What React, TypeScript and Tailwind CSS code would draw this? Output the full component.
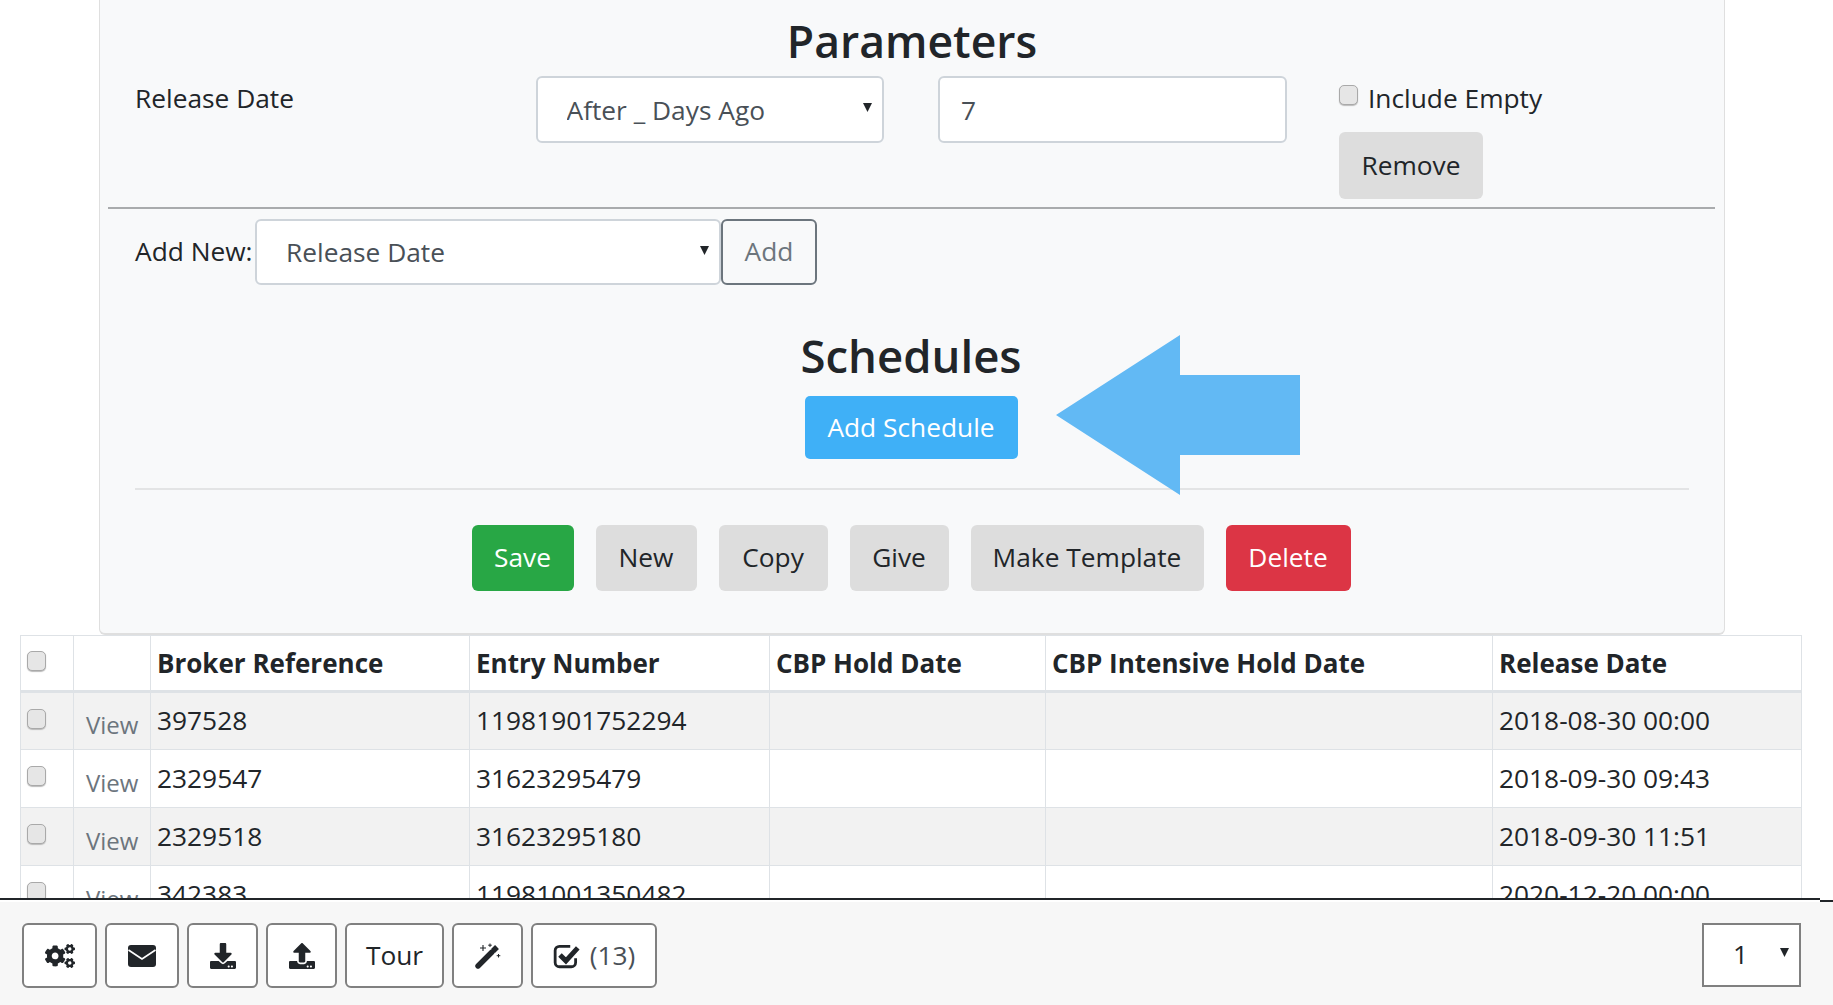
import React from "react";
import { FaCogs, FaDownload, FaUpload } from "react-icons/fa";

const font = "font-['Open_Sans','Liberation_Sans',sans-serif]";

const rows = [
    { broker: "397528", entry: "11981901752294", release: "2018-08-30 00:00" },
    { broker: "2329547", entry: "31623295479", release: "2018-09-30 09:43" },
    { broker: "2329518", entry: "31623295180", release: "2018-09-30 11:51" },
    { broker: "342383", entry: "11981001350482", release: "2020-12-20 00:00" },
];

const actions = [
    { label: "Save", cls: "w-[102px] bg-[#28a745] text-white" },
    { label: "New", cls: "w-[101px] bg-[#dddddd] text-[#212529]" },
    { label: "Copy", cls: "w-[109px] bg-[#dddddd] text-[#212529]" },
    { label: "Give", cls: "w-[99px] bg-[#dddddd] text-[#212529]" },
    { label: "Make Template", cls: "w-[233px] bg-[#dddddd] text-[#212529]" },
    { label: "Delete", cls: "w-[125px] bg-[#dc3545] text-white" },
];

function Check({ className = "" }: { className?: string }) {
    return (
        <input
            type="checkbox"
            className={`block appearance-none w-[19px] h-[20px] rounded-[5px] border border-[#a9a9a9] bg-[#e6e6e6] shadow-[0_1px_1px_#bbbbbb] ${className}`}
        />
    );
}

function Caret({ className = "" }: { className?: string }) {
    return (
        <svg viewBox="0 0 10 10" className={`pointer-events-none absolute w-[9px] h-[9px] fill-[#212529] ${className}`}>
            <path d="M0 0 H10 L5 10 Z" />
        </svg>
    );
}

function SelectBox({ value, className, textClass }: { value: string; className: string; textClass: string }) {
    return (
        <div className={`relative ${className}`}>
            <select defaultValue={value} className={`appearance-none w-full h-full bg-white outline-none ${textClass}`}>
                <option>{value}</option>
            </select>
            <Caret className="right-[12px] top-[27px]" />
        </div>
    );
}

function ToolButton({ width, children }: { width: string; children: React.ReactNode }) {
    return (
        <button type="button" className={`${width} h-[65px] flex items-center justify-center gap-[9px] bg-white border-2 border-[#808080] rounded-[6px] text-[#212529]`}>
            {children}
        </button>
    );
}

function EnvelopeIcon() {
    return (
        <svg viewBox="0 0 28 22" className="w-[28px] h-[22px]">
            <rect width="28" height="22" rx="3" fill="#212529" />
            <path d="M0.5 5 L14 14 L27.5 5" fill="none" stroke="#fff" strokeWidth="1.6" />
        </svg>
    );
}

function WandIcon() {
    return (
        <svg viewBox="0 0 26 26" className="w-[26px] h-[26px]">
            <path d="M3 23 L17 9" stroke="#212529" strokeWidth="5.4" strokeLinecap="round" />
            <path d="M18 8 L22 4" stroke="#212529" strokeWidth="5.4" />
            <path d="M8 2 V8 M5 5 H11" stroke="#212529" strokeWidth="1.1" />
            <path d="M15 0.5 V4 M13.2 2.2 H16.8" stroke="#212529" strokeWidth="1" />
            <path d="M23.5 11 V14.5 M21.7 12.7 H25.3" stroke="#212529" strokeWidth="1" />
        </svg>
    );
}

function CheckSquareIcon() {
    return (
        <svg viewBox="0 0 26 24" className="w-[28px] h-[26px]">
            <path d="M16 3 H6 A4 4 0 0 0 2 7 V18 A4 4 0 0 0 6 22 H17 A4 4 0 0 0 21 18 V14" fill="none" stroke="#212529" strokeWidth="2.6" />
            <path d="M6.5 11 L12 16.5 L23 4.5" fill="none" stroke="#212529" strokeWidth="4.6" />
        </svg>
    );
}

export default function App() {
    return (
        <div className={`h-[1005px] flex flex-col overflow-hidden bg-white text-[26.3px] text-[#212529] ${font}`}>
            <div className="h-[898px] overflow-hidden shrink-0">
                <div className="ml-[99px] w-[1626px] h-[635px] bg-[#f8f9fa] border-x border-b-2 border-[#dfdfdf] rounded-b-[6px]">
                    <h2 className="pt-[12px] h-[70px] text-center text-[44.5px] leading-[58px] font-semibold">Parameters</h2>
                    <div className="mt-[6px] ml-[8px] mr-[9px] grid grid-cols-[400.5px_402.5px_401px_1fr] h-[133px] border-b-2 border-[#a9abad]">
                        <div className="px-[27px] pt-[4px] leading-[36px]">Release Date</div>
                        <div className="px-[27px]">
                            <SelectBox
                                value="After _ Days Ago"
                                className="w-[348px] h-[67px]"
                                textClass="pl-[29px] pt-[2px] rounded-[6px] border-2 border-[#ced4da] text-[#495057]"
                            />
                        </div>
                        <div className="px-[27px]">
                            <input
                                type="text"
                                defaultValue="7"
                                className="w-[349px] h-[67px] pl-[21px] bg-white rounded-[6px] border-2 border-[#ced4da] text-[#495057] outline-none"
                            />
                        </div>
                        <div className="px-[27px] pt-[4px]">
                            <div className="flex gap-[10px] leading-[36px]">
                                <Check className="mt-[5px]" />
                                <span>Include Empty</span>
                            </div>
                            <button type="button" className="mt-[16px] w-[144px] h-[67px] bg-[#dddddd] rounded-[6px]">Remove</button>
                        </div>
                    </div>
                    <div className="mt-[9px] ml-[35px] flex items-center h-[67px]">
                        <span className="w-[120px] whitespace-nowrap">Add New:</span>
                        <SelectBox
                            value="Release Date"
                            className="w-[466px] h-[66px]"
                            textClass="pl-[29px] pt-[2px] rounded-[6px] border-2 border-[#ced4da] text-[#495057]"
                        />
                        <button type="button" className="w-[96px] h-[66px] rounded-[6px] border-2 border-[#6c757d] text-[#6c757d]">Add</button>
                    </div>
                    <div className="relative mt-[41px] mx-[35px] pr-[2px] h-[164px] border-b-2 border-[#e3e4e5] flex flex-col items-center">
                        <h2 className="h-[58px] text-center text-[45.5px] leading-[58px] font-semibold">Schedules</h2>
                        <button type="button" className="w-[213px] h-[63px] mt-[12px] rounded-[5px] bg-[#3fb0f7] text-white">Add Schedule</button>
                        {/* annotation arrow pointing at the button */}
                        <svg viewBox="0 0 244 160" className="absolute left-[921px] top-[9px] w-[244px] h-[160px] fill-[#62b9f4]">
                            <path d="M0 80 L124 0 V40 H244 V120 H124 V160 Z" />
                        </svg>
                    </div>
                    <div className="mt-[35px] pr-[2px] flex justify-center gap-[22px]">
                        {actions.map((a) => (
                            <button key={a.label} type="button" className={`h-[66px] rounded-[6px] ${a.cls}`}>{a.label}</button>
                        ))}
                    </div>
                </div>
                <table className="ml-[20px] w-[1781px] table-fixed border-collapse">
                    <colgroup>
                        <col className="w-[53px]" />
                        <col className="w-[77px]" />
                        <col className="w-[319px]" />
                        <col className="w-[300px]" />
                        <col className="w-[276px]" />
                        <col className="w-[447px]" />
                        <col className="w-[309px]" />
                    </colgroup>
                    <thead>
                        <tr className="h-[56px] border-t border-b-[3px] border-[#dee2e6] text-[26px]">
                            <th className="border-x border-[#dee2e6] pl-[6px] align-top pt-[15px]"><Check /></th>
                            <th className="border-x border-[#dee2e6]"></th>
                            {["Broker Reference", "Entry Number", "CBP Hold Date", "CBP Intensive Hold Date", "Release Date"].map((h) => (
                                <th key={h} className="border-x border-[#dee2e6] pl-[6px] text-left font-bold whitespace-nowrap">{h}</th>
                            ))}
                        </tr>
                    </thead>
                    <tbody>
                        {rows.map((r, i) => (
                            <tr key={r.broker} className={`h-[58px] border-b border-[#dee2e6] ${i % 2 === 0 ? "bg-[#f2f2f2]" : "bg-white"}`}>
                                <td className="border-x border-[#dee2e6] pl-[6px] align-top pt-[16px]"><Check /></td>
                                <td className="border-x border-[#dee2e6] pl-[12px] pt-[8px] text-[24px] text-[#6c757d]">View</td>
                                <td className="border-x border-[#dee2e6] pl-[6px]">{r.broker}</td>
                                <td className="border-x border-[#dee2e6] pl-[6px]">{r.entry}</td>
                                <td className="border-x border-[#dee2e6]"></td>
                                <td className="border-x border-[#dee2e6]"></td>
                                <td className="border-x border-[#dee2e6] pl-[6px]">{r.release}</td>
                            </tr>
                        ))}
                    </tbody>
                </table>
            </div>
            <div className="flex shrink-0">
                <div className="w-[1820px] h-[2px] bg-[#212529]"></div>
                <div className="flex-1 h-[2px] mt-[2px] bg-[#212529]"></div>
            </div>
            <div className="flex-1 bg-[#f7f7f7] pl-[22px] pr-[32px] pt-[21px] flex items-start justify-between">
                <div className="flex gap-[8px]">
                    <ToolButton width="w-[75px]"><FaCogs size={30} /></ToolButton>
                    <ToolButton width="w-[74px]"><EnvelopeIcon /></ToolButton>
                    <ToolButton width="w-[71px]"><FaDownload size={26} /></ToolButton>
                    <ToolButton width="w-[71px]"><FaUpload size={26} /></ToolButton>
                    <ToolButton width="w-[99px]">Tour</ToolButton>
                    <ToolButton width="w-[71px]"><WandIcon /></ToolButton>
                    <ToolButton width="w-[126px]"><CheckSquareIcon /><span className="text-[#495057]">(13)</span></ToolButton>
                </div>
                <div className="relative w-[99px] h-[64px]">
                    <select defaultValue="1" className="appearance-none w-full h-full pl-[29px] bg-white border-2 border-[#808080] outline-none">
                        <option>1</option>
                    </select>
                    <Caret className="right-[12px] top-[25px]" />
                </div>
            </div>
        </div>
    );
}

☆ ☆ ☆

OBJECTIVE ▸ Show each line of the listing that holds the string "full".

RESULT ▸
What React, TypeScript and Tailwind CSS code would draw this? Output the full component.
            <select defaultValue={value} className={`appearance-none w-full h-full bg-white outline-none ${textClass}`}>
                    <select defaultValue="1" className="appearance-none w-full h-full pl-[29px] bg-white border-2 border-[#808080] outline-none">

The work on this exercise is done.